Careers Leader

Every school and college delivering secondary education should have a named Careers Leader. These leaders have responsibility for delivering the school's careers programme.

Responsibilities of the Careers Leader

Careers Leaders are responsible and accountable for the delivery of their school’s programme of careers information, advice, education and guidance. It is a senior role that requires the person doing it to have a clear overview of the school’s careers provision and to make sure that the school meets the Gatsby Benchmarks.

The responsibilities of a Careers Leader can be collated and summarised under four main headings: leadership, management, coordination, and networking.


  • Leading the team of teachers, administrators, external partners and others who deliver career guidance.
  • Advising the senior leadership team on policy, strategy and resources for career guidance and showing how they meet the Gatsby Benchmarks.
  •  Reporting to senior leaders and governors.
  • Reviewing and evaluating career guidance and providing information for school development planning, Ofsted and other purposes.
  • Preparing and implementing a career guidance development plan and ensuring that details of the careers programme are published on the school’s website.
  • Understanding the implications of a changing education landscape for career guidance, e.g. technical education reform.
  • Ensuring compliance with the legal requirements to provide independent career guidance and give access to providers of technical education or apprenticeships, to pupils in schools, including the publication of the policy statement of provider access on their website.

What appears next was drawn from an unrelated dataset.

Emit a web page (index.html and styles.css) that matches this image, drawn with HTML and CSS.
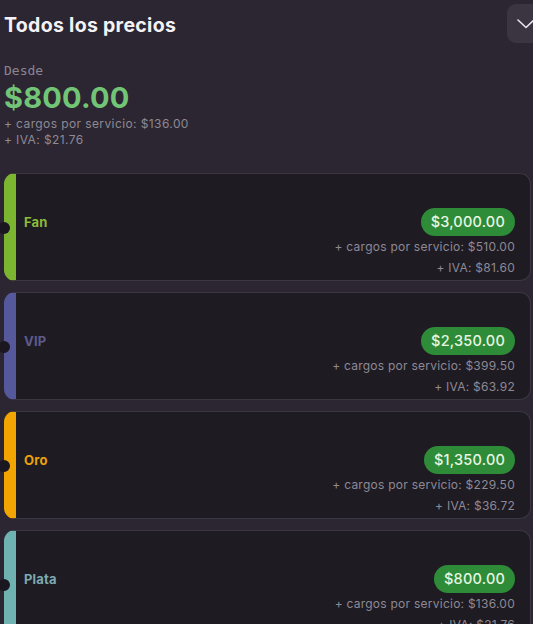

  • Planning the programme of activity in career guidance
  • Briefing and supporting teachers involved in career guidance
  • Monitoring delivery of career guidance across the eight Gatsby Benchmarks, using the Compass evaluation tool
  • Supporting tutors, providing initial information and advice
  • Managing the work of others e.g. Careers Advisers and administrative and other staff involved in the delivery of career guidance
  • Monitoring access to, and take up of, guidance
  • Ensuring colleges and apprenticeship providers have access to the school to share opportunities with all pupils
  • Managing the careers budget as appropriate
  • Managing their own CPD and supporting the ongoing CPD of colleagues in their careers team


  • Managing the provision of career and labour market information
  • Managing the careers section of the school’s website, ensuring information is accurate and up to date
  • Liaising with the PSHE leader and other subject leaders to plan their contribution to career guidance
  • Liaising with tutors, mentors, SENCO and heads of year to identify pupils needing guidance
  • Referring pupils to Careers Advisers
  • Coordinating encounters with employers and work experience
  • Communicating with pupils and their parents


  • Establishing and developing links with FE colleges, apprenticeship providers, University Technical Colleges and universities
  • Establishing and developing links with employers
  • Negotiating a service level agreement with the local authority as appropriate
  • Commissioning career guidance services where appropriate
  •  Managing links with the LEP and other external organisations
  • Securing funding for careers related projects
  • Building a network of alumni who can help with the career guidance programme

Contact Waltham Forest's Careers Service 

Personal Careers Guidance Interview - What you should expect from a Careers Adviser? 

A personal careers guidance interview is a conversation with a purpose which is agreed with you from the start. It is a confidential one-to-one discussion with a qualified careers adviser who is here to help you. Whatever you wish to discuss, you can be sure that the adviser will be objective and impartial.

During a careers interview the adviser will:

  • Negotiate and agree with you the structure of the interview
  • Listen carefully to you in an impartial way.  The adviser will not judge you or your ideas but help you achieve what you want to do in a realistic and informed way
  • Ask questions to help you clarify your aims and come up with an action plan
  • Focus on your needs and particular requirements
  • Help you to recognise what stage you are at in your decision making
  • Discuss your options and make sure you are aware of all of the options available to you so that you can make an informed choice about your future
  • Support with ways to help overcome any barriers you may have that might impact on your career planning such as disability, exam results, financial etc.
  • Provide practical feedback and encouragement
  • Refer you to specialist information or services if appropriate

What sort of topics are often discussed

Some people have specific questions to ask but many wish to talk through ideas and concerns which may include:

  • I don’t know what to do next. Can you help me?
  • How can I find more information relating to my interests and make good use of it?
  • How can I improve my chances of success at an interview?
  • I am finding it difficult to complete an online application form that is asking for examples of my skills.
  • I am not sure this course is the right one for me.
  • How can I gain some relevant work experience?
  • I have applied for a few jobs but didn’t get an interview. What is going wrong?

What careers advisers don't do?

  • Tell you what job or career you should do. We will listen to your ideas, likes and dislikes to help you check if a job or career might suit you. It is your decision about whether to go for something or not, a careers adviser can help you look at the implications of a choice or decision so that you feel more informed and confident.
  • Find you a job or a place on a course. We can help with where to look for jobs or courses and support you with the application process.